Independent Strategy estimates monolines could end up with $65 billion to $70 billion in losses from the subprime fallout, much higher than their claims-paying resources of $49 billion.
Peters said Buffett could hardly be blamed for staying clear of non-municipal assets. “At the end of the day, structured credit losses are real, thus no-one is talking about rescuing that side of the business.”
One London-based credit analyst told Risk Buffett’s plan would weaken the monolines’ financial position. “It would leave them with reduced claims-paying ability, while lower diversification in their portfolios could actually increase the likelihood of downgrades,” he argued.

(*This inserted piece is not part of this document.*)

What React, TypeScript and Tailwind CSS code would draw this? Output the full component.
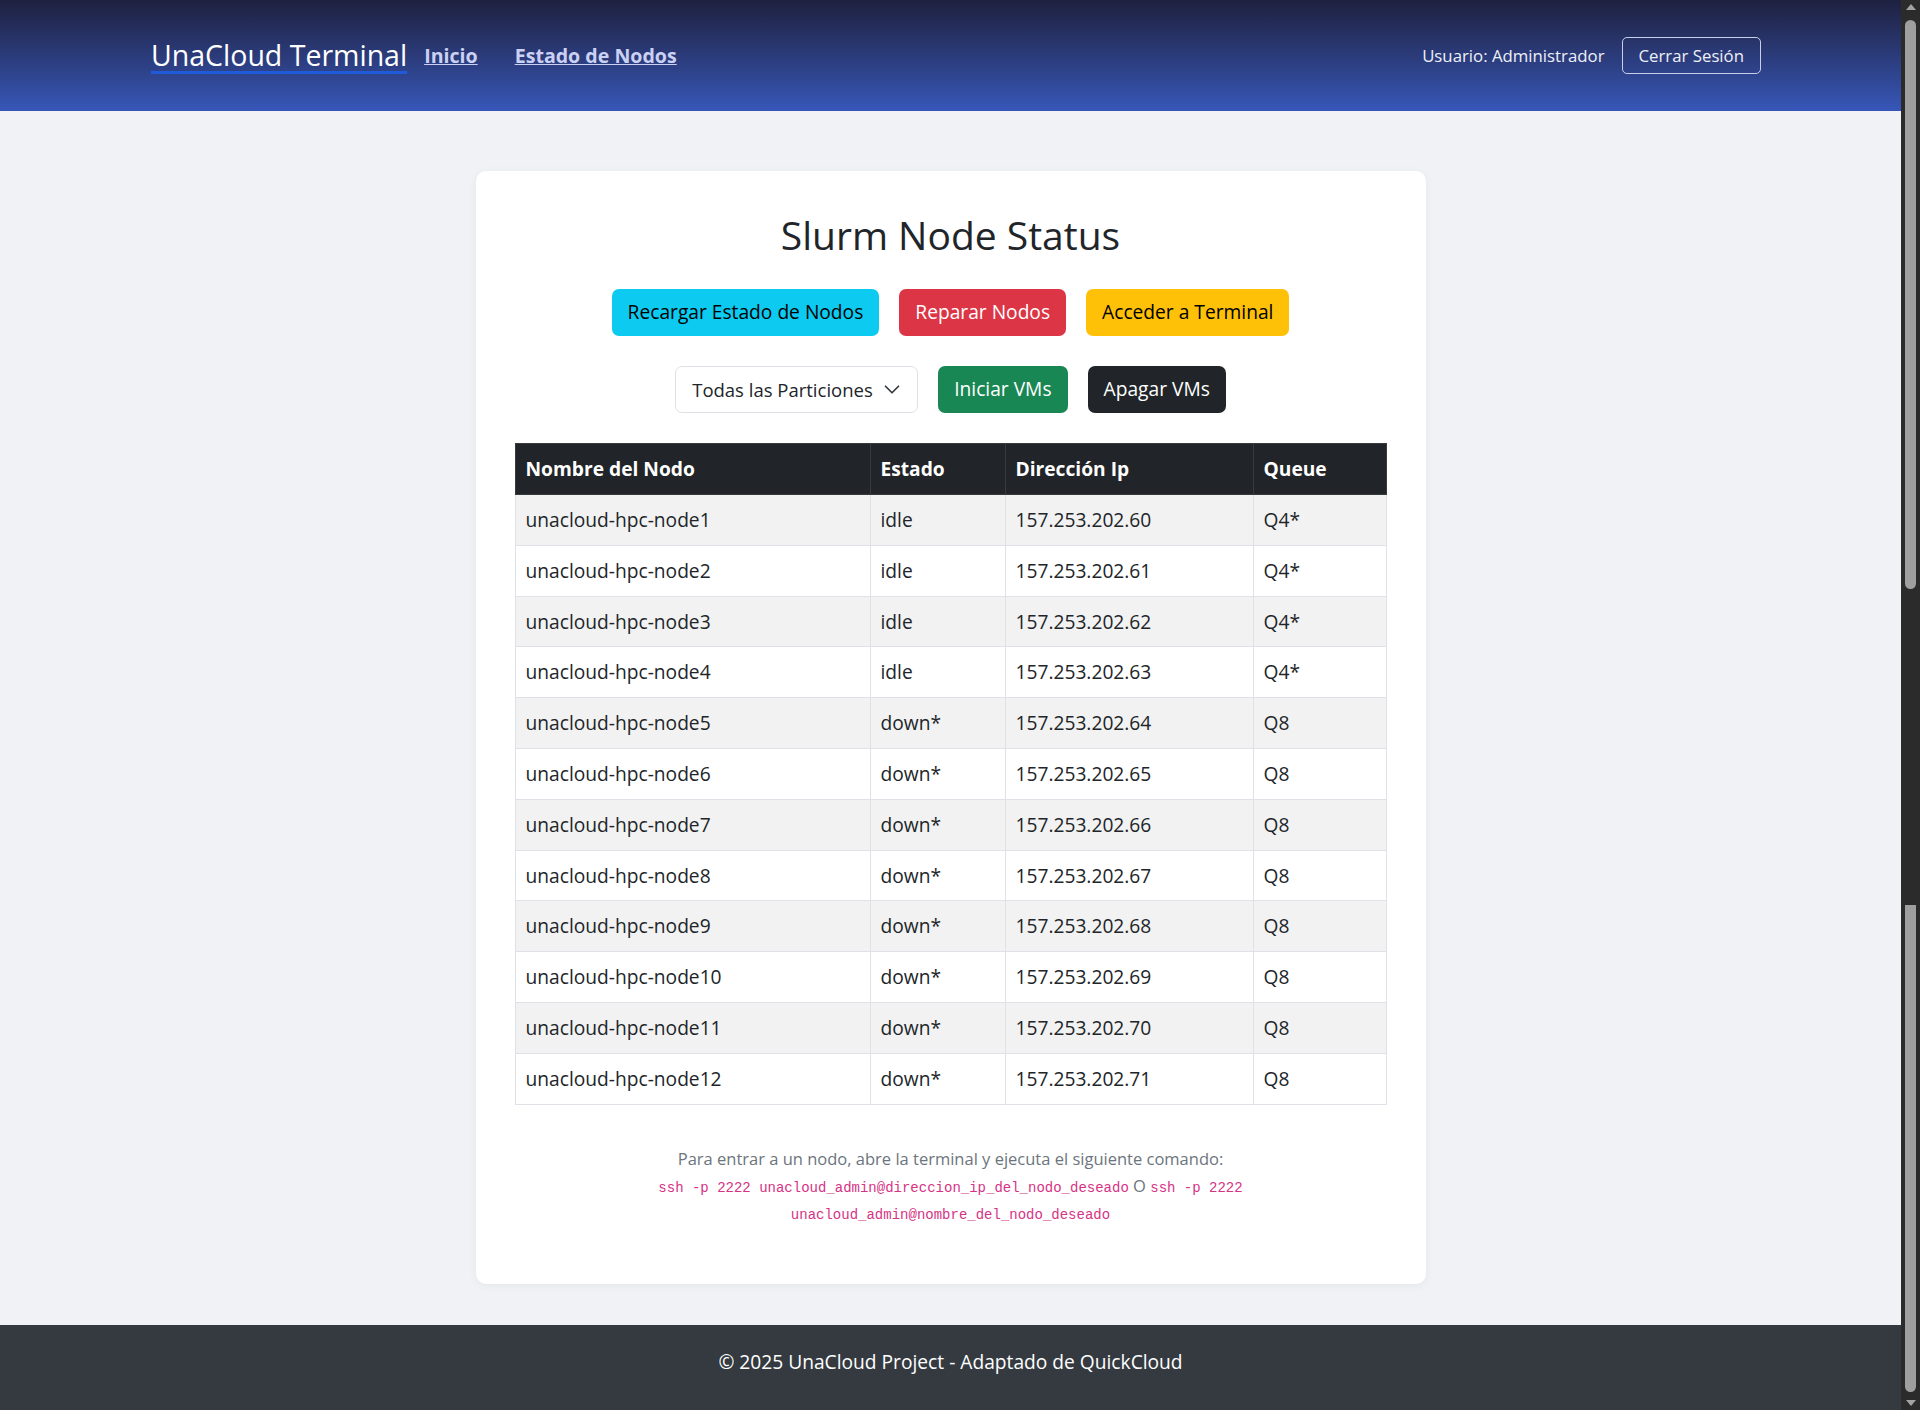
const nodes = Array.from({ length: 12 }, (_, i) => ({
  name: `unacloud-hpc-node${i + 1}`,
  state: i < 4 ? 'idle' : 'down*',
  ip: `157.253.202.${60 + i}`,
  queue: i < 4 ? 'Q4*' : 'Q8',
}))

function Navbar() {
  return (
    <nav className="h-[111px] shrink-0 bg-linear-to-b from-[#1e2140] to-[#3757b9] flex items-center justify-between pl-[151px] pr-[140px]">
      <div className="flex items-center">
        <a className="text-[28.5px] text-white underline decoration-[#1f5ad8] decoration-[3px] underline-offset-[5px] mr-[17px]">
          UnaCloud Terminal
        </a>
        <a className="text-[19.6px] font-bold text-[#cbd1f2] underline mr-[37px]">Inicio</a>
        <a className="text-[19.6px] font-bold text-[#cbd1f2] underline">Estado de Nodos</a>
      </div>
      <div className="flex items-center">
        <span className="text-[16.8px] text-[#eef0f8] mr-[17px]">Usuario: Administrador</span>
        <button className="h-[37px] px-[16px] text-[16.8px] text-[#eef0f8] border border-[#c9cfe8] rounded-[5px]">
          Cerrar Sesión
        </button>
      </div>
    </nav>
  )
}

function Btn({ cls, children }: { cls: string; children: React.ReactNode }) {
  return <button className={`h-[47px] px-[16px] rounded-[7px] text-[19.2px] ${cls}`}>{children}</button>
}

function Chevron() {
  return (
    <svg width="18" height="13" viewBox="0 0 16 12" fill="none">
      <path d="m2 3 6 6 6-6" stroke="#343a40" strokeWidth="1.6" strokeLinecap="round" strokeLinejoin="round" />
    </svg>
  )
}

function NodeTable() {
  return (
    <table className="w-full border-collapse text-[19.2px] text-[#212529]">
      <colgroup>
        <col className="w-[355px]" />
        <col className="w-[135px]" />
        <col className="w-[248px]" />
        <col />
      </colgroup>
      <thead>
        <tr className="bg-[#212529] text-white">
          {['Nombre del Nodo', 'Estado', 'Dirección Ip', 'Queue'].map((h) => (
            <th key={h} className="text-left font-bold px-[10px] py-[10px] leading-[30px] border border-[#373b3e]">
              {h}
            </th>
          ))}
        </tr>
      </thead>
      <tbody>
        {nodes.map((n, i) => (
          <tr key={n.name} className={i % 2 === 0 ? 'bg-[#f2f2f2]' : 'bg-white'}>
            {[n.name, n.state, n.ip, n.queue].map((v, j) => (
              <td key={j} className="px-[10px] py-[10px] leading-[29.8px] border border-[#dee2e6]">
                {v}
              </td>
            ))}
          </tr>
        ))}
      </tbody>
    </table>
  )
}

function Scrollbar() {
  return (
    <div className="w-[19px] shrink-0 bg-[#2b2b2b] flex flex-col items-center">
      <div className="mt-[4px] w-0 h-0 border-x-[5px] border-x-transparent border-b-[6px] border-b-[#a3a3a3]" />
      <div className="mt-[10px] w-[11px] h-[569px] rounded-full bg-[#9f9f9f]" />
      <div className="flex-1" />
      <div className="w-[11px] h-[487px] rounded-b-full bg-[#9f9f9f]" />
      <div className="mt-[8px] mb-[4px] w-0 h-0 border-x-[5px] border-x-transparent border-t-[6px] border-t-[#a3a3a3]" />
    </div>
  )
}

const code = 'font-[Liberation_Mono,monospace] text-[14px] leading-none text-[#d63384]'

export default function App() {
  return (
    <div className="flex h-[1410px] overflow-hidden font-[Open_Sans,sans-serif]">
      <div className="flex-1 flex flex-col bg-[#f0f2f5]">
        <Navbar />
        <main className="flex-1 flex justify-center items-start pt-[60px]">
          <div className="w-[950px] bg-white rounded-[10px] shadow-[0_2px_10px_rgba(0,0,0,0.05)] px-[39px] pt-[40px] pb-[38px]">
            <h1 className="text-center text-[39px] leading-[48px] text-[#212529]">Slurm Node Status</h1>
            <div className="mt-[30px] flex justify-center gap-[20px]">
              <Btn cls="bg-[#0dcaf0] text-black">Recargar Estado de Nodos</Btn>
              <Btn cls="bg-[#dc3545] text-white">Reparar Nodos</Btn>
              <Btn cls="bg-[#ffc107] text-black">Acceder a Terminal</Btn>
            </div>
            <div className="mt-[30px] flex justify-center gap-[20px]">
              <div className="h-[47px] w-[243px] flex items-center justify-between pl-[16px] pr-[16px] bg-white border border-[#dee2e6] rounded-[7px] text-[18.5px] text-[#212529]">
                <span>Todas las Particiones</span>
                <Chevron />
              </div>
              <Btn cls="bg-[#198754] text-white">Iniciar VMs</Btn>
              <Btn cls="bg-[#212529] text-white">Apagar VMs</Btn>
            </div>
            <div className="mt-[30px]">
              <NodeTable />
            </div>
            <p className="mt-[40px] mb-[20px] text-center text-[16.5px] leading-[27px] text-[#6c757d]">
              Para entrar a un nodo, abre la terminal y ejecuta el siguiente comando:
              <br />
              <code className={code}>ssh -p 2222 unacloud_admin@direccion_ip_del_nodo_deseado</code> O{' '}
              <code className={code}>ssh -p 2222 unacloud_admin@nombre_del_nodo_deseado</code>
            </p>
          </div>
        </main>
        <footer className="h-[85px] shrink-0 bg-[#343a40] text-white text-center text-[19.2px] leading-[27px] pt-[23px]">
          © 2025 UnaCloud Project - Adaptado de QuickCloud
        </footer>
      </div>
      <Scrollbar />
    </div>
  )
}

An alternative to Buffett’s plan would be a bank-led bailout. It has been rumoured that Ambac is in talks with an eight-bank consortium comprising Barclays Capital, BNP Paribas, Citi, Dresdner, Royal Bank of Scotland, Société Générale, Wachovia and UBS.
However, given the banking sector’s own capital constraints resulting from subprime exposures, there are serious doubts whether this option will come to fruition.
“The main question is whether other plans are a cheaper alternative to what Buffett is proposing, assuming the monolines have other plausible choices,” states Peters. “Nonetheless, this offer lessens the probability of a dealer-led bailout in my view.”